Number one, "A square and a regular pentagon have the same perimeter, which is a whole number." So just like we've just explored, What could the perimeter be and what could the side lengths be? Give as many answers as possible.
And then number two.
You may wish to explore different pairs of regular shapes.
And number three, for an extra challenge, if you're up for that, explore three regular shapes with the same perimeter.
Hmm, three regular shapes.
Alright, good luck with that.
If you can work with somebody, do that.
Look what happened when Laura and Lucas worked together.
Brilliant things happen.
So if you can, you do it too.
Alright, pause the video.
Good luck.
Enjoy and I will see you soon.
Welcome back.
How was your exploring? Were you systematic? Did you find some different possibilities? Let's have a look.

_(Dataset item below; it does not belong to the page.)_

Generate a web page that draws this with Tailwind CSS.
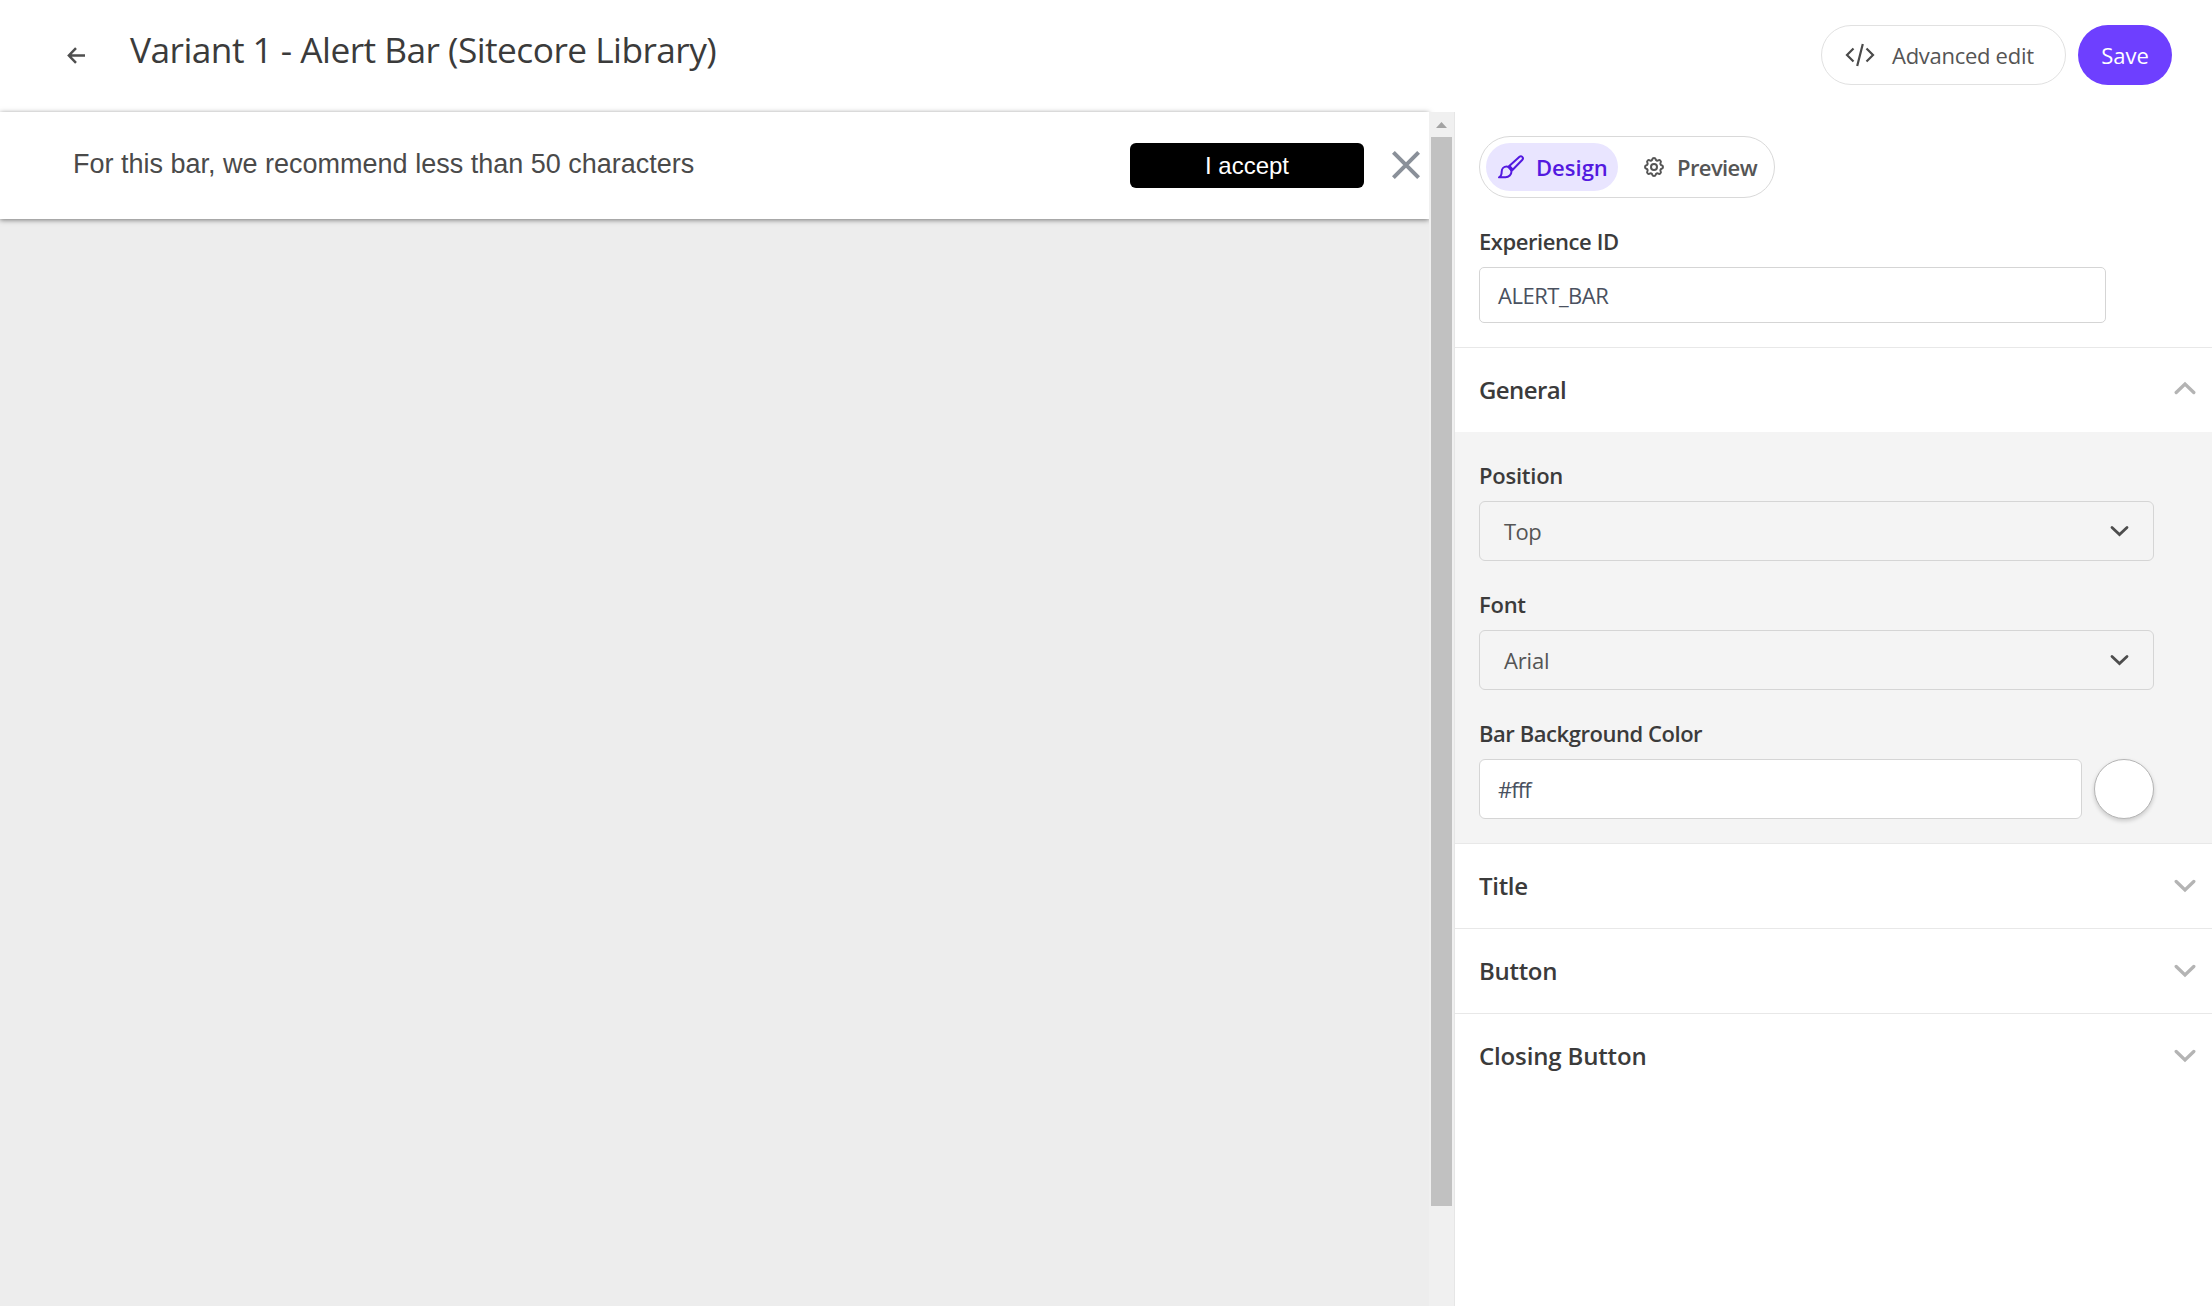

So square and a regular pentagon.
Square's got four sides.
Pentagon's got five.
What could the perimeter be? What could the side lengths be? Well, I'm gonna count in fours for the square.
Going to count in fives for the perimeter.
I'm gonna look for a number that appears in both.
20.
So you may have used your times tables to work systematically.
For the first six multiples of four and five, a common perimeter is 20.
And you may have extended your table all the way up to 12 times four and 12 times five and found a common perimeter of 40.
So 40 also appears in both lists.
So we've got 20 and 40.
I think I know what the next one would be as well.
Do you? So here we go.
So if the perimeter's 20 for each of the shapes, we need four times something equals 20 and five times something equals 20.
Times tables Facts again.
Four times five is 20, five times four is 20.
So they will be the side lengths.
You may have explored some further possibilities.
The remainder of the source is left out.